Web page code records:
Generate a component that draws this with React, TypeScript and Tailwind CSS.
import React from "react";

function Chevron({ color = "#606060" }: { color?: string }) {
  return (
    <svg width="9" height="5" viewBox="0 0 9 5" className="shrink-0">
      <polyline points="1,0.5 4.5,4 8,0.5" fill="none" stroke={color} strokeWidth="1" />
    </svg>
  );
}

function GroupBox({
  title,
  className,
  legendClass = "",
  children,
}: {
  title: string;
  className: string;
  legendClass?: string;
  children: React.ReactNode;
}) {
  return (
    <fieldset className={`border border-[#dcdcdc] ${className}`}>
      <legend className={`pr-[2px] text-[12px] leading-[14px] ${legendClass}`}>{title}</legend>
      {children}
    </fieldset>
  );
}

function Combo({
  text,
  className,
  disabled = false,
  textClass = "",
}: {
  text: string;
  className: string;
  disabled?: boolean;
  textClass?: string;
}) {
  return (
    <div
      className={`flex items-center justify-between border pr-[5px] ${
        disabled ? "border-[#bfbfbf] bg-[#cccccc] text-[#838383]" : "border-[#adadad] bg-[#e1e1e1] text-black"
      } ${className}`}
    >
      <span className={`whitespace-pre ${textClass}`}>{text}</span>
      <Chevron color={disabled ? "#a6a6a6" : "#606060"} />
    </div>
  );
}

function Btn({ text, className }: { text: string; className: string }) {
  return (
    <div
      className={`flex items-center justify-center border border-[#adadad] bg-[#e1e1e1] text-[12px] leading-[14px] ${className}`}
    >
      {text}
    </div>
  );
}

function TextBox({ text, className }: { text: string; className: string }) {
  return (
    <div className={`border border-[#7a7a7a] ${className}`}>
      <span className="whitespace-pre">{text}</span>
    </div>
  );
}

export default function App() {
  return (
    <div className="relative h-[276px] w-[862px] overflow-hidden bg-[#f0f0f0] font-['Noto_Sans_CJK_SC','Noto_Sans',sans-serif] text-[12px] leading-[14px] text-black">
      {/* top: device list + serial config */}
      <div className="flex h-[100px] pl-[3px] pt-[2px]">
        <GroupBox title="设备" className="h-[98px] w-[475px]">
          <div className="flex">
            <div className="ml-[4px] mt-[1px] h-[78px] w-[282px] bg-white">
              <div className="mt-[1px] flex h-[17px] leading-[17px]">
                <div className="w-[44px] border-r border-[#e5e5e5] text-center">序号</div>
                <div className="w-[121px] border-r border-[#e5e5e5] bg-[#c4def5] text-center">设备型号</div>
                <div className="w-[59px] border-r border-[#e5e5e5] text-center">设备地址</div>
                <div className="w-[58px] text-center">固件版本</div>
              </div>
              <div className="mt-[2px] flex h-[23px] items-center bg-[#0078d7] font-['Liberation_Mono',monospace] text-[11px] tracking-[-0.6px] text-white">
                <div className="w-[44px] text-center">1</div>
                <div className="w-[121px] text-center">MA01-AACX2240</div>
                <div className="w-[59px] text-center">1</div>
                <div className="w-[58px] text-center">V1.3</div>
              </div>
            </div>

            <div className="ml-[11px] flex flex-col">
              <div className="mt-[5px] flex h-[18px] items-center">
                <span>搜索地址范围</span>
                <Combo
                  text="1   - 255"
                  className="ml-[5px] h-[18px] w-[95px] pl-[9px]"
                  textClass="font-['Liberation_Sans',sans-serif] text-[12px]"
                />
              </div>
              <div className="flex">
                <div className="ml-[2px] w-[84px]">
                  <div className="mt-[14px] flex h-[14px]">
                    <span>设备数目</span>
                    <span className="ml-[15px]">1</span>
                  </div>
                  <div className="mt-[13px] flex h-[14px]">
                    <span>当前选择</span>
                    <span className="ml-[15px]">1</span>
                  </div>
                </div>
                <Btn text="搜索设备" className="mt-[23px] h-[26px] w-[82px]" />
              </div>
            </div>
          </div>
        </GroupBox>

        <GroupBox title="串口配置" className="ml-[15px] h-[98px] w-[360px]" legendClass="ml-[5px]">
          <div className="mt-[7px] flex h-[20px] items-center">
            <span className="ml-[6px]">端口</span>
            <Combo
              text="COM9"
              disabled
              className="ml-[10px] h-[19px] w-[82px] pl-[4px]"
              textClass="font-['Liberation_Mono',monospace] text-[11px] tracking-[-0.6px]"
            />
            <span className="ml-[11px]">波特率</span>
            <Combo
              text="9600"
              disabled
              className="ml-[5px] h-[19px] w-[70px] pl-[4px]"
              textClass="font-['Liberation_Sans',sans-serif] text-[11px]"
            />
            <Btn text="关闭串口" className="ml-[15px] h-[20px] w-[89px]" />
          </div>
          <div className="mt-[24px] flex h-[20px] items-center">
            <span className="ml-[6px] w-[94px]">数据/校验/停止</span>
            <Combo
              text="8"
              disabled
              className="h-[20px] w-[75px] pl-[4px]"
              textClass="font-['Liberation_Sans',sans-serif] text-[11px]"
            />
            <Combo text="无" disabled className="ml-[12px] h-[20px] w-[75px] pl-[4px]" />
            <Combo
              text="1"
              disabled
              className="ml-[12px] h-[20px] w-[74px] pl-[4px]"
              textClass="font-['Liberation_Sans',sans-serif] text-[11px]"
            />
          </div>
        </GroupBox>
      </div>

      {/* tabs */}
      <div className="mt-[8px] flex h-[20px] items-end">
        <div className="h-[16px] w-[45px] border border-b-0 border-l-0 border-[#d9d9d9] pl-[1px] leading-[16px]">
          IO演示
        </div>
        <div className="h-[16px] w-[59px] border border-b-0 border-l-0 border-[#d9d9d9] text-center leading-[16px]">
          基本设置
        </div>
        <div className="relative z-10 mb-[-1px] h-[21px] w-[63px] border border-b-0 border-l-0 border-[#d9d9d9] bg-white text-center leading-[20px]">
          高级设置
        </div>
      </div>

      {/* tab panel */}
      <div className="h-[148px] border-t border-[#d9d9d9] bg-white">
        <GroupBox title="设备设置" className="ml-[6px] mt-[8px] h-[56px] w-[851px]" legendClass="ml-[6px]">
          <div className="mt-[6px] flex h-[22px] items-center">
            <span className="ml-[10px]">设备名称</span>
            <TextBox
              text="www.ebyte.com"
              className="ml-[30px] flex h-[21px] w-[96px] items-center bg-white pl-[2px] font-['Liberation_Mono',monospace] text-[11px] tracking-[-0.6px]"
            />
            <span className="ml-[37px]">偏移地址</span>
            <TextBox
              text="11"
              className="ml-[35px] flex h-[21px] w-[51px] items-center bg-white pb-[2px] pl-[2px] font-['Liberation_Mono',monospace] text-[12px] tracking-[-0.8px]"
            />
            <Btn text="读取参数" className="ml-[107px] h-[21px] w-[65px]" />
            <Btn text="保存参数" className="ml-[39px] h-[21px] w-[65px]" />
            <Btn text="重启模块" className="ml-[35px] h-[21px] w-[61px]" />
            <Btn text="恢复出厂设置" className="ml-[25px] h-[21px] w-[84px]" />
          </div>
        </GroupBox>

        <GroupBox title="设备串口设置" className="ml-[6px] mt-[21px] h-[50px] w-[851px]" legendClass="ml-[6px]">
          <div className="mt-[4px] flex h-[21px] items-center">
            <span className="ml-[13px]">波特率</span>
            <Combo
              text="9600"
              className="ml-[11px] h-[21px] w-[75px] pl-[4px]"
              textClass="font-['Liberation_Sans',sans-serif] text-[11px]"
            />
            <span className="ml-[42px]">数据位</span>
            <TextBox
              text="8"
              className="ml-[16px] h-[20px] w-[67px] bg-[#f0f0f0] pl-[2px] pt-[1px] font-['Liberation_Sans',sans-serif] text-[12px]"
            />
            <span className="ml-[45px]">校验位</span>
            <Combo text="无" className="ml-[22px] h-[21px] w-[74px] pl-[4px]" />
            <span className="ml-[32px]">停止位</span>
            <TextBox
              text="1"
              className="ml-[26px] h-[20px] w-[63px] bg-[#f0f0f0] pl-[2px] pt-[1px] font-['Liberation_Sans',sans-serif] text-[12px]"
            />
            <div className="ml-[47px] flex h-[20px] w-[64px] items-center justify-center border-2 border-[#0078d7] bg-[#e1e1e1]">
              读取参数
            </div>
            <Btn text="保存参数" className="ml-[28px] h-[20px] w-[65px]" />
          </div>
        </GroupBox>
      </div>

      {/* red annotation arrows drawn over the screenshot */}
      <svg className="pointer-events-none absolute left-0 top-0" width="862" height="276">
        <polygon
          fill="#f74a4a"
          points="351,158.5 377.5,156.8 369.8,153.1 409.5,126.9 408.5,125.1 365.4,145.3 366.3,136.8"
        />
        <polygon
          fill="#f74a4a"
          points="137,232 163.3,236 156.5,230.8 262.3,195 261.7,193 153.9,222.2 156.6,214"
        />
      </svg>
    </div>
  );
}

--

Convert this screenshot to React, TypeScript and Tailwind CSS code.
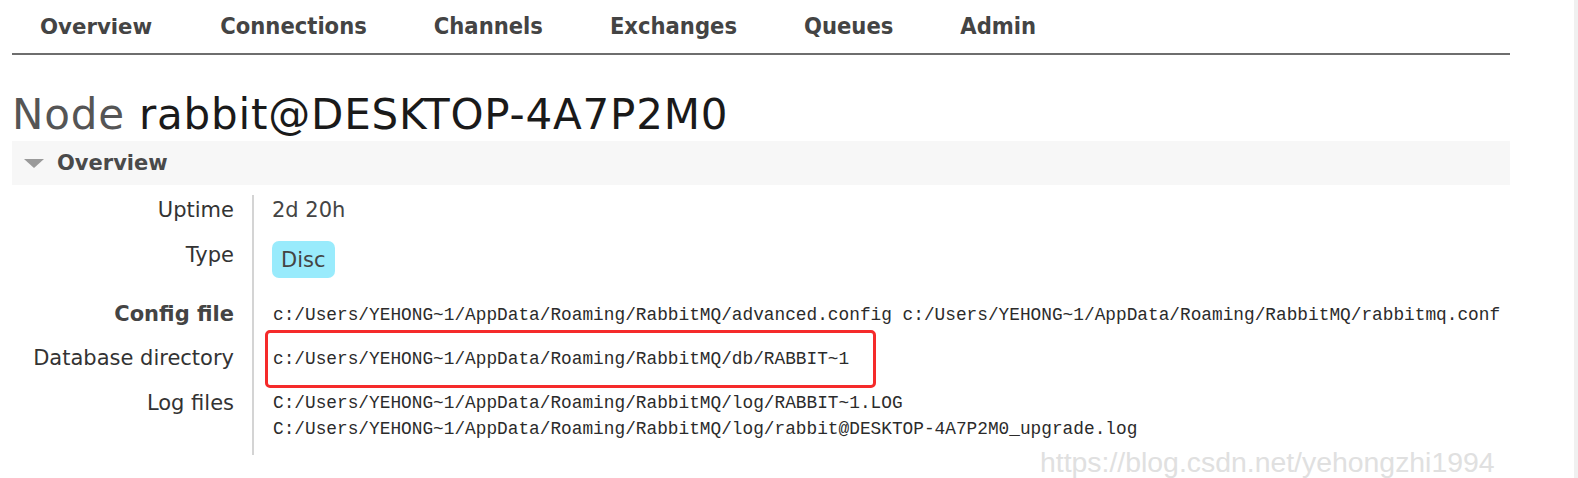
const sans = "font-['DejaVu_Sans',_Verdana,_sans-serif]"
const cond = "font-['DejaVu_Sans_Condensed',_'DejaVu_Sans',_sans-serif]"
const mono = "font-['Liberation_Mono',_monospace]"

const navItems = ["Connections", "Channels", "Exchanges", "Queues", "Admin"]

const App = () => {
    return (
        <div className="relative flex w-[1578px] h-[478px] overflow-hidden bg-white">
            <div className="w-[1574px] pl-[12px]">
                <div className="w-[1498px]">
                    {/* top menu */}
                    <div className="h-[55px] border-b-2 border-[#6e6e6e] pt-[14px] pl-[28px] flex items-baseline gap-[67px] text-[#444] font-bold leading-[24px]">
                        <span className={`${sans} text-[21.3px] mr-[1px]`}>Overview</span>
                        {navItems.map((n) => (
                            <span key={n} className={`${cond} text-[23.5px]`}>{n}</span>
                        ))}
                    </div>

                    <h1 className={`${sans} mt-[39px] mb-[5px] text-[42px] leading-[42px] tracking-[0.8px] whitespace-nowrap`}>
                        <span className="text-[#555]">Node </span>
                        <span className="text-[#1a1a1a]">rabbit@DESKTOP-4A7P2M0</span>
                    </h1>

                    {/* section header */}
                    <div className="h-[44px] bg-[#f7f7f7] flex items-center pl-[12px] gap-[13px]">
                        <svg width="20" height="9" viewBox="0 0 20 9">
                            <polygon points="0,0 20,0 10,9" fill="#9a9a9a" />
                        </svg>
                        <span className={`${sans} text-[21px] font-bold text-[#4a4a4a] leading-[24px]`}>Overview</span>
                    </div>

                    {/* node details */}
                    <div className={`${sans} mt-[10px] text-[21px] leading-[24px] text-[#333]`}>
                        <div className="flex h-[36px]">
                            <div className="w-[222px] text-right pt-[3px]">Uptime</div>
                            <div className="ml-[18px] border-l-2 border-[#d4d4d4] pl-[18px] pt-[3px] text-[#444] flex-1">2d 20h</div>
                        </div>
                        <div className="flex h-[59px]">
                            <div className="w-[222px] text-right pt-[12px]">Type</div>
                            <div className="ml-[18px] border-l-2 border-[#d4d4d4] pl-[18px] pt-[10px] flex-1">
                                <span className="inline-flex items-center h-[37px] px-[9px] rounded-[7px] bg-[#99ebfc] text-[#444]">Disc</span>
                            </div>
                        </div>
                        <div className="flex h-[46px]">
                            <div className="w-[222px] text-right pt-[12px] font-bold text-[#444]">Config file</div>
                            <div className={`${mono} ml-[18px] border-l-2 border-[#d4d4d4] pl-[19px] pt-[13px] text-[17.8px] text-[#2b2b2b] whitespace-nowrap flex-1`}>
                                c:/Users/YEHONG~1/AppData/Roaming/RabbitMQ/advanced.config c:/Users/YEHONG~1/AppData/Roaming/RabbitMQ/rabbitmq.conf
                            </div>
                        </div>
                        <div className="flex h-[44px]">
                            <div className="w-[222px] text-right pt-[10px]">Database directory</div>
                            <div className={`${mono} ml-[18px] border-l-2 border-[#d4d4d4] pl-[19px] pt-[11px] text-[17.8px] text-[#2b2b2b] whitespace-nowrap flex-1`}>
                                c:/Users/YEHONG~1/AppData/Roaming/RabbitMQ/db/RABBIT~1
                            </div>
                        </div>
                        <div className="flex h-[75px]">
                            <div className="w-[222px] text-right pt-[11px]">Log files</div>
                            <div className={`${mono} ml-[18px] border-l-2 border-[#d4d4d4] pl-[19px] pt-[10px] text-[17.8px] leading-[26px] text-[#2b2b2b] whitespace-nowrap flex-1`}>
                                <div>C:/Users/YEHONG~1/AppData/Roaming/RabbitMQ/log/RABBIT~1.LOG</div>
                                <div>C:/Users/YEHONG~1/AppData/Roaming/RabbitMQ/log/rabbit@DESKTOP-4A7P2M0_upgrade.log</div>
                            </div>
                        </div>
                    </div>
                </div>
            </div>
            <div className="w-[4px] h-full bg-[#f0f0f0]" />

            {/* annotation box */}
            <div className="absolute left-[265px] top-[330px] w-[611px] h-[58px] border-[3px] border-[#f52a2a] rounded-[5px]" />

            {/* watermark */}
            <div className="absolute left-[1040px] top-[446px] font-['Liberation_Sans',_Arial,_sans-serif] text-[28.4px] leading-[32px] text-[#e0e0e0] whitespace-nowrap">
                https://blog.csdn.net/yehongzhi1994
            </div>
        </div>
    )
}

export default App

PROBLEM STATEMENT: Using the entries above, extract exactly the span from the line with "Generate a component" to the line with "import React from", both lines included; leave out everything else.

WORKED SOLUTION:
Generate a component that draws this with React, TypeScript and Tailwind CSS.
import React from "react";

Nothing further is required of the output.